What you are asked to do — Check each line of the listing below for the string "styles", and copy the ones that have it.

╭──

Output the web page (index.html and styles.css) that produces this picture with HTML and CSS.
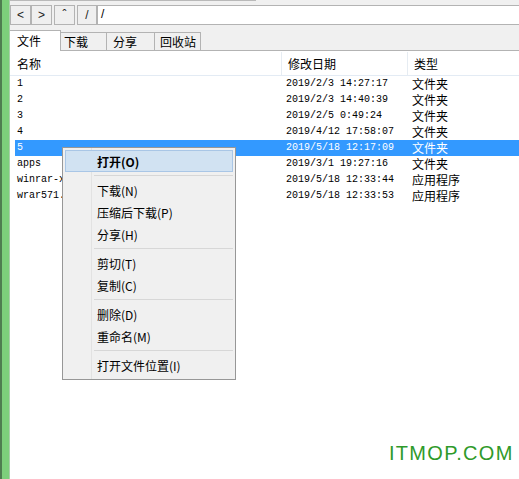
FILE: index.html
```html
<!DOCTYPE html>
<html>
<head>
<meta charset="utf-8">
<link rel="stylesheet" href="styles.css">
</head>
<body>
<div class="app">
  <div class="strip"></div>
  <div class="main">
    <div class="topband"><span class="topseg"></span></div>
    <div class="navrow">
      <span class="btn">&lt;</span>
      <span class="btn">&gt;</span>
      <span class="btn gap">&#710;</span>
      <span class="btn gap narrow">/</span>
      <div class="addr">/</div>
    </div>
    <div class="tabrow">
      <span class="tab active">文件</span>
      <span class="tab t2">下载</span>
      <span class="tab t3">分享</span>
      <span class="tab t4">回收站</span>
      <span class="tabfill"></span>
    </div>
    <div class="list">
      <div class="head">
        <span class="c1">名称</span>
        <span class="c2">修改日期</span>
        <span class="c3">类型</span>
      </div>
      <div class="row"><span class="c1 mono">1</span><span class="c2 mono">2019/2/3 14:27:17</span><span class="c3">文件夹</span></div>
      <div class="row"><span class="c1 mono">2</span><span class="c2 mono">2019/2/3 14:40:39</span><span class="c3">文件夹</span></div>
      <div class="row"><span class="c1 mono">3</span><span class="c2 mono">2019/2/5 0:49:24</span><span class="c3">文件夹</span></div>
      <div class="row"><span class="c1 mono">4</span><span class="c2 mono">2019/4/12 17:58:07</span><span class="c3">文件夹</span></div>
      <div class="row sel"><span class="c1 mono">5</span><span class="c2 mono">2019/5/18 12:17:09</span><span class="c3">文件夹</span></div>
      <div class="row"><span class="c1 mono">apps</span><span class="c2 mono">2019/3/1 19:27:16</span><span class="c3">文件夹</span></div>
      <div class="row"><span class="c1 mono">winrar-x64-571sc.exe</span><span class="c2 mono">2019/5/18 12:33:44</span><span class="c3">应用程序</span></div>
      <div class="row"><span class="c1 mono">wrar571.exe</span><span class="c2 mono">2019/5/18 12:33:53</span><span class="c3">应用程序</span></div>
    </div>
  </div>
</div>

<div class="menu">
  <div class="mi hl"><b>打开(O)</b></div>
  <div class="sep"></div>
  <div class="mi">下载(N)</div>
  <div class="mi">压缩后下载(P)</div>
  <div class="mi">分享(H)</div>
  <div class="sep"></div>
  <div class="mi">剪切(T)</div>
  <div class="mi">复制(C)</div>
  <div class="sep"></div>
  <div class="mi">删除(D)</div>
  <div class="mi">重命名(M)</div>
  <div class="sep"></div>
  <div class="mi">打开文件位置(I)</div>
</div>

<div class="mark">ITMOP.COM</div>
</body>
</html>
```

FILE: styles.css
```css
* { box-sizing: border-box; }
html, body {
  margin: 0;
  padding: 0;
  width: 519px;
  height: 479px;
  overflow: hidden;
  background: #fff;
  font-family: "Noto Sans CJK SC", "Liberation Sans", sans-serif;
  font-size: 12px;
  color: #000;
}
.app {
  display: flex;
  height: 479px;
}
.strip {
  width: 10px;
  flex: none;
  background: #7dcf7b;
  border-left: 2px solid #4f7d50;
  border-right: 1px solid #a9cfa9;
}
.main {
  flex: 1;
  display: flex;
  flex-direction: column;
  min-width: 0;
}
.topband {
  height: 5px;
  background: #f0f0f0;
  display: flex;
}
.topseg {
  width: 246px;
  height: 1px;
  background: #b9b9b9;
}
.navrow {
  height: 20px;
  display: flex;
  background: #f0f0f0;
}
.btn {
  width: 21px;
  height: 20px;
  flex: none;
  border: 1px solid #b3b3b3;
  background: #efefef;
  display: flex;
  align-items: center;
  justify-content: center;
  font-family: "Liberation Sans", sans-serif;
  font-size: 12px;
  color: #222;
}
.btn.gap { margin-left: 2px; }
.btn.narrow { width: 20px; }
.addr {
  flex: 1;
  height: 20px;
  background: #fff;
  border-top: 1px solid #b3b3b3;
  border-bottom: 1px solid #b3b3b3;
  border-left: 1px solid #b3b3b3;
  padding-left: 3px;
  font-family: "Liberation Sans", sans-serif;
  font-size: 12px;
  line-height: 17px;
}
.tabrow {
  height: 26px;
  background: #f0f0f0;
  display: flex;
  align-items: flex-end;
}
.tab {
  height: 19px;
  flex: none;
  border: 1px solid #b3b3b3;
  border-left: none;
  padding: 0 0 0 3px;
  background: #f0f0f0;
  font-size: 12px;
  line-height: 17px;
  white-space: nowrap;
  overflow: visible;
}
.tab.active {
  height: 21px;
  border-bottom: none;
  background: #fff;
  padding-left: 7px;
  line-height: 19px;
  width: 51px;
}
.tab.t2 { width: 46px; }
.tab.t3 { width: 48px; padding-left: 6px; }
.tab.t4 { width: 46px; padding-left: 5px; }
.tabfill {
  flex: 1;
  height: 1px;
  background: #b3b3b3;
}
.list {
  flex: 1;
  background: #fff;
  padding-top: 1px;
}
.head {
  height: 24px;
  display: flex;
  align-items: center;
  border-bottom: 1px solid #e3ebf4;
  font-size: 12px;
}
.head .c1 { width: 271px; padding-left: 7px; }
.head .c2 {
  width: 126px;
  padding-left: 6px;
  border-left: 1px solid #e6ecf2;
  height: 23px;
  line-height: 23px;
}
.head .c3 {
  flex: 1;
  padding-left: 6px;
  border-left: 1px solid #e6ecf2;
  height: 23px;
  line-height: 23px;
}
.row {
  height: 16px;
  display: flex;
  align-items: center;
  margin-left: 5px;
  line-height: 16px;
  white-space: nowrap;
}
.row .c1 { width: 271px; padding-left: 2px; overflow: hidden; }
.row .c2 { width: 126px; }
.row .c3 { flex: 1; font-size: 12px; }
.mono {
  font-family: "Liberation Mono", monospace;
  font-size: 10px;
}
.row.sel {
  background: #3399ff;
  color: #fff;
}
.menu {
  position: absolute;
  left: 62px;
  top: 147px;
  width: 174px;
  padding: 2px 2px 3px 2px;
  background: #f0f0f0;
  border: 1px solid #979797;
  background-image: linear-gradient(#e2e2e2, #e2e2e2);
  background-repeat: no-repeat;
  background-size: 1px 100%;
  background-position: 28px 0;
}
.mi {
  height: 22px;
  line-height: 21px;
  padding-left: 31px;
  font-size: 12px;
  border: 1px solid transparent;
  color: #000;
}
.mi.hl {
  background: #d1e2f2;
  border-color: #a9c6e6;
}
.mi b { font-weight: bold; }
.sep {
  height: 7px;
  margin-left: 29px;
  display: flex;
  align-items: center;
}
.sep::before {
  content: "";
  display: block;
  width: 100%;
  height: 1px;
  background: #d7d7d7;
}
.mark {
  position: absolute;
  left: 389px;
  top: 442px;
  font-family: "Liberation Sans", sans-serif;
  font-size: 20px;
  color: #2f9a2a;
  letter-spacing: 1.3px;
}
```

╰──

Reply to the task —
Output the web page (index.html and styles.css) that produces this picture with HTML and CSS.
<link rel="stylesheet" href="styles.css">
FILE: styles.css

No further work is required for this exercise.